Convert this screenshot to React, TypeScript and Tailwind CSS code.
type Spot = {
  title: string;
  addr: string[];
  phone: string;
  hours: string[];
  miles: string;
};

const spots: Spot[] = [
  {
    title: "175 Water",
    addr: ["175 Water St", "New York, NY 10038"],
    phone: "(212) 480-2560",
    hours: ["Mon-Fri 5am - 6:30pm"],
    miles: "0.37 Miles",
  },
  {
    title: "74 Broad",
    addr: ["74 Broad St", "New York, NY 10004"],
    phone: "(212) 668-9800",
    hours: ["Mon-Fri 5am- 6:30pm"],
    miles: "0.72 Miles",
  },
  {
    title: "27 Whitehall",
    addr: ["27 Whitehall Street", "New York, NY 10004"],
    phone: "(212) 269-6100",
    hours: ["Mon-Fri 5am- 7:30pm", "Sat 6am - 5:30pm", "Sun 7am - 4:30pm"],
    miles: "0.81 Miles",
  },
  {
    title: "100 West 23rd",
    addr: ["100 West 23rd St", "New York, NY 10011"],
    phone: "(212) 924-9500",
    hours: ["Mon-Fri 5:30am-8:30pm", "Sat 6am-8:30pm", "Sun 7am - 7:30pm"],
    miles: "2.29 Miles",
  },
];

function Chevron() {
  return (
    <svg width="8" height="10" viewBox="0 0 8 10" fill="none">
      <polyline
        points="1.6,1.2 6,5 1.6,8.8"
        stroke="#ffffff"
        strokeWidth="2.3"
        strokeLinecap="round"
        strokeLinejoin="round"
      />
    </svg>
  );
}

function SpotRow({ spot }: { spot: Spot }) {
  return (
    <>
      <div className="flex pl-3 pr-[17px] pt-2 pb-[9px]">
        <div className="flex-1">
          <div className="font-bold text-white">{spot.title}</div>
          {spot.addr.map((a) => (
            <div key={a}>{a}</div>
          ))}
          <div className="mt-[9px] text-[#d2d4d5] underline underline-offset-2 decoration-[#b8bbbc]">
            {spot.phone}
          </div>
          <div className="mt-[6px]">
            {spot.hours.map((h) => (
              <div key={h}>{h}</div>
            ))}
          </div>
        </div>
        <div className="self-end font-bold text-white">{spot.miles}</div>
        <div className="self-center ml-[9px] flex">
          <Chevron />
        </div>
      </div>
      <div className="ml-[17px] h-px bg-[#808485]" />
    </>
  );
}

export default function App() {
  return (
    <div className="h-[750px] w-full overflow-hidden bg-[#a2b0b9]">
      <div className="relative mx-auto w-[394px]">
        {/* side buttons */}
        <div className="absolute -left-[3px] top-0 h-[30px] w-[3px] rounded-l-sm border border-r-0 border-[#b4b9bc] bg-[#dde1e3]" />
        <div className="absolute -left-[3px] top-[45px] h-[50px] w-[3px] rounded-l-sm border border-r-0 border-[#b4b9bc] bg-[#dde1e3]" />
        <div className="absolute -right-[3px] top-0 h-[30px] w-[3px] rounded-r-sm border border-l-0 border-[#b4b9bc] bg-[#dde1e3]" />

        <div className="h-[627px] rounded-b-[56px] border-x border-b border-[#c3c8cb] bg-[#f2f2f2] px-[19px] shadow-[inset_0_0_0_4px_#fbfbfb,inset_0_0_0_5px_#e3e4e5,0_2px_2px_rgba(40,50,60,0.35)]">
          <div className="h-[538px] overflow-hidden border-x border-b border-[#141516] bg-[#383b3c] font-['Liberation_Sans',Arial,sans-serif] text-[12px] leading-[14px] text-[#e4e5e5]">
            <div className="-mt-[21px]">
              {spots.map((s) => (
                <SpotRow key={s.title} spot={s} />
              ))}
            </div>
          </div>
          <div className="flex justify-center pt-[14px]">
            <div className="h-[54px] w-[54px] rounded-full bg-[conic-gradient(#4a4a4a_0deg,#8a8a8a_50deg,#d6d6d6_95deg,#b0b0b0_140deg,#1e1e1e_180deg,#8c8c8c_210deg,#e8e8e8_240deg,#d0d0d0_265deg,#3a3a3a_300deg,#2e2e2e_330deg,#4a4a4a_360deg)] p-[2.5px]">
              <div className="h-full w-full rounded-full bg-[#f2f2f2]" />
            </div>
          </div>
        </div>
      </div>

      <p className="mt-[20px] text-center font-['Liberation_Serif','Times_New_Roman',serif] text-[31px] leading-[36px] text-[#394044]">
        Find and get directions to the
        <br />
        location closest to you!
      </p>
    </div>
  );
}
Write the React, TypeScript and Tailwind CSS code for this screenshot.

*Directions*:
Retype every record above exactly as it appears.

*Answer for the task*:
Convert this screenshot to React, TypeScript and Tailwind CSS code.
type Spot = {
  title: string;
  addr: string[];
  phone: string;
  hours: string[];
  miles: string;
};

const spots: Spot[] = [
  {
    title: "175 Water",
    addr: ["175 Water St", "New York, NY 10038"],
    phone: "(212) 480-2560",
    hours: ["Mon-Fri 5am - 6:30pm"],
    miles: "0.37 Miles",
  },
  {
    title: "74 Broad",
    addr: ["74 Broad St", "New York, NY 10004"],
    phone: "(212) 668-9800",
    hours: ["Mon-Fri 5am- 6:30pm"],
    miles: "0.72 Miles",
  },
  {
    title: "27 Whitehall",
    addr: ["27 Whitehall Street", "New York, NY 10004"],
    phone: "(212) 269-6100",
    hours: ["Mon-Fri 5am- 7:30pm", "Sat 6am - 5:30pm", "Sun 7am - 4:30pm"],
    miles: "0.81 Miles",
  },
  {
    title: "100 West 23rd",
    addr: ["100 West 23rd St", "New York, NY 10011"],
    phone: "(212) 924-9500",
    hours: ["Mon-Fri 5:30am-8:30pm", "Sat 6am-8:30pm", "Sun 7am - 7:30pm"],
    miles: "2.29 Miles",
  },
];

function Chevron() {
  return (
    <svg width="8" height="10" viewBox="0 0 8 10" fill="none">
      <polyline
        points="1.6,1.2 6,5 1.6,8.8"
        stroke="#ffffff"
        strokeWidth="2.3"
        strokeLinecap="round"
        strokeLinejoin="round"
      />
    </svg>
  );
}

function SpotRow({ spot }: { spot: Spot }) {
  return (
    <>
      <div className="flex pl-3 pr-[17px] pt-2 pb-[9px]">
        <div className="flex-1">
          <div className="font-bold text-white">{spot.title}</div>
          {spot.addr.map((a) => (
            <div key={a}>{a}</div>
          ))}
          <div className="mt-[9px] text-[#d2d4d5] underline underline-offset-2 decoration-[#b8bbbc]">
            {spot.phone}
          </div>
          <div className="mt-[6px]">
            {spot.hours.map((h) => (
              <div key={h}>{h}</div>
            ))}
          </div>
        </div>
        <div className="self-end font-bold text-white">{spot.miles}</div>
        <div className="self-center ml-[9px] flex">
          <Chevron />
        </div>
      </div>
      <div className="ml-[17px] h-px bg-[#808485]" />
    </>
  );
}

export default function App() {
  return (
    <div className="h-[750px] w-full overflow-hidden bg-[#a2b0b9]">
      <div className="relative mx-auto w-[394px]">
        {/* side buttons */}
        <div className="absolute -left-[3px] top-0 h-[30px] w-[3px] rounded-l-sm border border-r-0 border-[#b4b9bc] bg-[#dde1e3]" />
        <div className="absolute -left-[3px] top-[45px] h-[50px] w-[3px] rounded-l-sm border border-r-0 border-[#b4b9bc] bg-[#dde1e3]" />
        <div className="absolute -right-[3px] top-0 h-[30px] w-[3px] rounded-r-sm border border-l-0 border-[#b4b9bc] bg-[#dde1e3]" />

        <div className="h-[627px] rounded-b-[56px] border-x border-b border-[#c3c8cb] bg-[#f2f2f2] px-[19px] shadow-[inset_0_0_0_4px_#fbfbfb,inset_0_0_0_5px_#e3e4e5,0_2px_2px_rgba(40,50,60,0.35)]">
          <div className="h-[538px] overflow-hidden border-x border-b border-[#141516] bg-[#383b3c] font-['Liberation_Sans',Arial,sans-serif] text-[12px] leading-[14px] text-[#e4e5e5]">
            <div className="-mt-[21px]">
              {spots.map((s) => (
                <SpotRow key={s.title} spot={s} />
              ))}
            </div>
          </div>
          <div className="flex justify-center pt-[14px]">
            <div className="h-[54px] w-[54px] rounded-full bg-[conic-gradient(#4a4a4a_0deg,#8a8a8a_50deg,#d6d6d6_95deg,#b0b0b0_140deg,#1e1e1e_180deg,#8c8c8c_210deg,#e8e8e8_240deg,#d0d0d0_265deg,#3a3a3a_300deg,#2e2e2e_330deg,#4a4a4a_360deg)] p-[2.5px]">
              <div className="h-full w-full rounded-full bg-[#f2f2f2]" />
            </div>
          </div>
        </div>
      </div>

      <p className="mt-[20px] text-center font-['Liberation_Serif','Times_New_Roman',serif] text-[31px] leading-[36px] text-[#394044]">
        Find and get directions to the
        <br />
        location closest to you!
      </p>
    </div>
  );
}
Write the React, TypeScript and Tailwind CSS code for this screenshot.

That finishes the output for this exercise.